[start of COLLECTED MATERIAL]

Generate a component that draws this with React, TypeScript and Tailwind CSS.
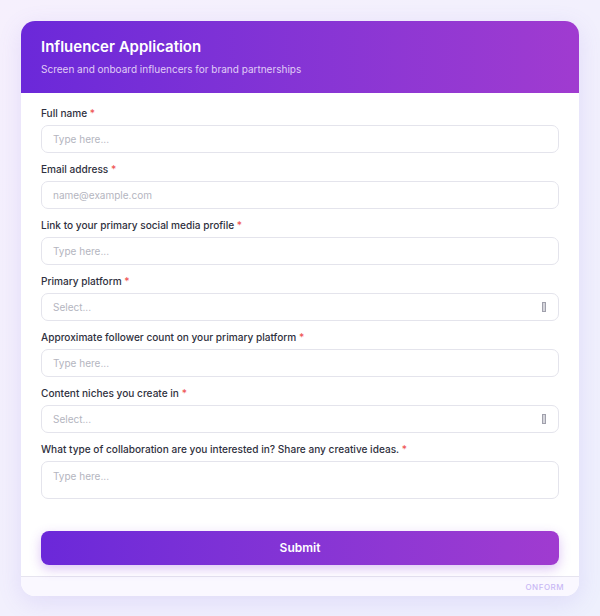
const fields: { label: string; placeholder: string; kind: "input" | "select" | "textarea" }[] = [
  { label: "Full name", placeholder: "Type here...", kind: "input" },
  { label: "Email address", placeholder: "name@example.com", kind: "input" },
  { label: "Link to your primary social media profile", placeholder: "Type here...", kind: "input" },
  { label: "Primary platform", placeholder: "Select...", kind: "select" },
  { label: "Approximate follower count on your primary platform", placeholder: "Type here...", kind: "input" },
  { label: "Content niches you create in", placeholder: "Select...", kind: "select" },
  {
    label: "What type of collaboration are you interested in? Share any creative ideas.",
    placeholder: "Type here...",
    kind: "textarea",
  },
];

function Field({ label, placeholder, kind }: (typeof fields)[number]) {
  return (
    <div className="flex flex-col gap-[5px]">
      <div className="text-[10.1px] leading-[14px] font-medium text-[#2f3140]">
        {label} <span className="text-[#ef5a5a]">*</span>
      </div>
      <div
        className={`flex ${kind === "textarea" ? "h-[38px] items-start pt-[7px]" : "h-[28px] items-center"} justify-between rounded-[7px] border-[1.5px] border-[#e4e4ec] bg-white px-[11px]`}
      >
        <span className="text-[10px] text-[#b4b5c0]">{placeholder}</span>
        {kind === "select" && <span className="mr-[1px] h-[10px] w-[4px] border border-[#a0a0ac] bg-[#d6d6dc]" />}
      </div>
    </div>
  );
}

export default function App() {
  return (
    <div
      className="min-h-[616px] bg-gradient-to-br from-[#f6f0fd] to-[#eef0fd] px-[21px] pt-[21px] pb-[20px]"
      style={{ fontFamily: "Inter, 'Noto Sans', sans-serif" }}
    >
      <div className="overflow-hidden rounded-[14px] bg-white shadow-[0_6px_24px_rgba(120,90,220,0.14)]">
        <div className="h-[72px] bg-gradient-to-r from-[#6b28d9] to-[#a03bd0] px-[20px] pt-[16px]">
          <h1 className="text-[15px] leading-[20px] font-semibold text-white">Influencer Application</h1>
          <p className="mt-[6px] text-[10px] leading-[12px] text-[#e0cdf6]">
            Screen and onboard influencers for brand partnerships
          </p>
        </div>
        <div className="flex flex-col gap-[9px] px-[20px] pt-[13px]">
          {fields.map((f) => (
            <Field key={f.label} {...f} />
          ))}
        </div>
        <div className="px-[20px] pt-[32px] pb-[11px]">
          <button className="h-[34px] w-full rounded-[8px] bg-gradient-to-r from-[#6b28d9] to-[#a03bd0] text-[12px] font-semibold text-white shadow-[0_4px_12px_rgba(140,60,220,0.3)]">
            Submit
          </button>
        </div>
        <div className="flex h-[20px] items-center justify-end border-t border-[#e6e4ef] bg-[#faf8ff] px-[15px]">
          <span className="text-[8px] font-medium tracking-[0.5px] text-[#c9b8f5]">ONFORM</span>
        </div>
      </div>
    </div>
  );
}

[end of COLLECTED MATERIAL]

--- GOAL ---
What is needed is an exact reproduction of the data, pictures excluded.

--- RESPONSE TO THIS EXERCISE ---
Generate a component that draws this with React, TypeScript and Tailwind CSS.
const fields: { label: string; placeholder: string; kind: "input" | "select" | "textarea" }[] = [
  { label: "Full name", placeholder: "Type here...", kind: "input" },
  { label: "Email address", placeholder: "name@example.com", kind: "input" },
  { label: "Link to your primary social media profile", placeholder: "Type here...", kind: "input" },
  { label: "Primary platform", placeholder: "Select...", kind: "select" },
  { label: "Approximate follower count on your primary platform", placeholder: "Type here...", kind: "input" },
  { label: "Content niches you create in", placeholder: "Select...", kind: "select" },
  {
    label: "What type of collaboration are you interested in? Share any creative ideas.",
    placeholder: "Type here...",
    kind: "textarea",
  },
];

function Field({ label, placeholder, kind }: (typeof fields)[number]) {
  return (
    <div className="flex flex-col gap-[5px]">
      <div className="text-[10.1px] leading-[14px] font-medium text-[#2f3140]">
        {label} <span className="text-[#ef5a5a]">*</span>
      </div>
      <div
        className={`flex ${kind === "textarea" ? "h-[38px] items-start pt-[7px]" : "h-[28px] items-center"} justify-between rounded-[7px] border-[1.5px] border-[#e4e4ec] bg-white px-[11px]`}
      >
        <span className="text-[10px] text-[#b4b5c0]">{placeholder}</span>
        {kind === "select" && <span className="mr-[1px] h-[10px] w-[4px] border border-[#a0a0ac] bg-[#d6d6dc]" />}
      </div>
    </div>
  );
}

export default function App() {
  return (
    <div
      className="min-h-[616px] bg-gradient-to-br from-[#f6f0fd] to-[#eef0fd] px-[21px] pt-[21px] pb-[20px]"
      style={{ fontFamily: "Inter, 'Noto Sans', sans-serif" }}
    >
      <div className="overflow-hidden rounded-[14px] bg-white shadow-[0_6px_24px_rgba(120,90,220,0.14)]">
        <div className="h-[72px] bg-gradient-to-r from-[#6b28d9] to-[#a03bd0] px-[20px] pt-[16px]">
          <h1 className="text-[15px] leading-[20px] font-semibold text-white">Influencer Application</h1>
          <p className="mt-[6px] text-[10px] leading-[12px] text-[#e0cdf6]">
            Screen and onboard influencers for brand partnerships
          </p>
        </div>
        <div className="flex flex-col gap-[9px] px-[20px] pt-[13px]">
          {fields.map((f) => (
            <Field key={f.label} {...f} />
          ))}
        </div>
        <div className="px-[20px] pt-[32px] pb-[11px]">
          <button className="h-[34px] w-full rounded-[8px] bg-gradient-to-r from-[#6b28d9] to-[#a03bd0] text-[12px] font-semibold text-white shadow-[0_4px_12px_rgba(140,60,220,0.3)]">
            Submit
          </button>
        </div>
        <div className="flex h-[20px] items-center justify-end border-t border-[#e6e4ef] bg-[#faf8ff] px-[15px]">
          <span className="text-[8px] font-medium tracking-[0.5px] text-[#c9b8f5]">ONFORM</span>
        </div>
      </div>
    </div>
  );
}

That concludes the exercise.